Oleh sebab itu, kata dia, Pemerintah Aceh bersama aparat penegak hukum harus melakukan langkah pemberantasan yang extraordinary, sekaligus juga melibatkan Pusat Pelaporan dan Analisis Transaksi Keuangan (PPATK).
"PPATK harus ikut terlibat di dalam pemberataan narkoba di Aceh, tidak boleh hanya polisi saja. PPATK cepat mendeteksi peredaran uang itu, pasti tahu transaksi keuangan yang terlacak dengan cepat," katanya.
Kemudian, menurut Nasrul, pengungkapan kasus narkoba itu juga menunjukkan bahwa perbatasan Aceh masih sangat terbuka, belum ada pengawasan yang ketat baik jalur laut maupun jalur darat.
“Selama ini kita lihat pengawasannya memang longgar sekali. Baru Kapolda ini yang kita lihat ada penangkapan jumlahnya berton-ton ini. Padahal darurat narkoba di Aceh ini sudah lama,” katanya.
Ia menambahkan Aceh telah dinyatakan darurat narkoba sejak tiga tahun lalu. Namun, aksi dalam mengatasi darurat tersebut belum terlihat dari pemerintah daerah berjulukan Serambi Mekkah itu.
“Jadi Polda, BNN itu harus ekstra, sekaligus melibatkan PPATK untuk menumpas peredaran narkoba di Aceh,” katanya.
Selama ini, menurut dia, Pemerintah Aceh juga masih pasif dalam memberantas narkoba. Seyogyanya pemerintah daerah harus membantu para penegak hukum dalam hal apapun, termasuk mengalokasikan anggaran dan program edukasi.
Pemerintah harus membangun sistem pencegahan narkoba dari tingkat gampong atau desa.

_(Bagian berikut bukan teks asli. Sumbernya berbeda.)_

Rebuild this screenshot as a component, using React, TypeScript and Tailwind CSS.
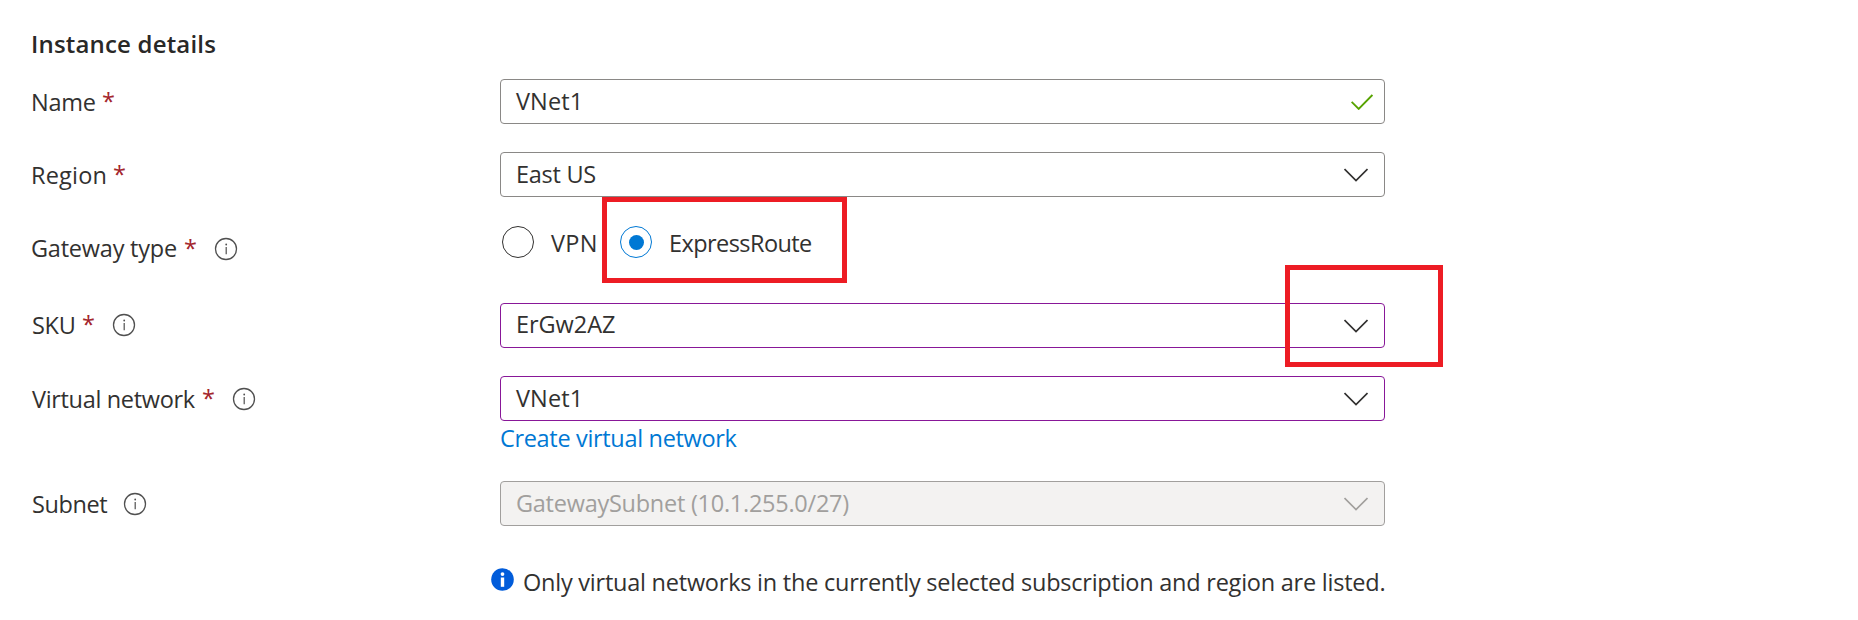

Saat ini, dia menilai banyak gampong menjadi pintu masuk peredaran narkoba di Tanah Rencong.
“Pemerintah harus mampu mambangun sistem pencegahan narkoba itu dari tingkat gampong. Tingkat sosialisasi dan edukasi juga masih rendah di Aceh,” katanya.
Selama ini Pemerintah Aceh belum terlibat dalam pemberantasan narkoba di Aceh, artinya belum ada kita lihat pemerintah menganggarkan untuk pemberantasan narkoba membantu BNN dalam mengedukasi siswa, mahasiswa dan lainnya, katanya lagi.
Sebelumnya, Kepolisian Republik Indonesia (Polri) mengungkap kasus peredaran narkotika jenis sabu-sabu seberat 2,5 ton dari jaringan internasional.
"Barang bukti narkotika jenis sabu dengan total sekitar 2,5 ton," kata Kapolri Jenderal polisi Listyo Sigit Prabowo saat jumpa pers di Mabes Polri, Jakarta, Rabu (28/4).
Kapolri menjelaskan penangkapan dilakukan di tiga lokasi berbeda yakni Kabupaten Aceh Besar, Kota Banda Aceh dan pengembangan di Jakarta Barat, DKI Jakarta. Peredaran narkotika itu merupakan jaringan Timur Tengah-Malaysia yang masuk ke Indonesia dengan 18 orang tersangka.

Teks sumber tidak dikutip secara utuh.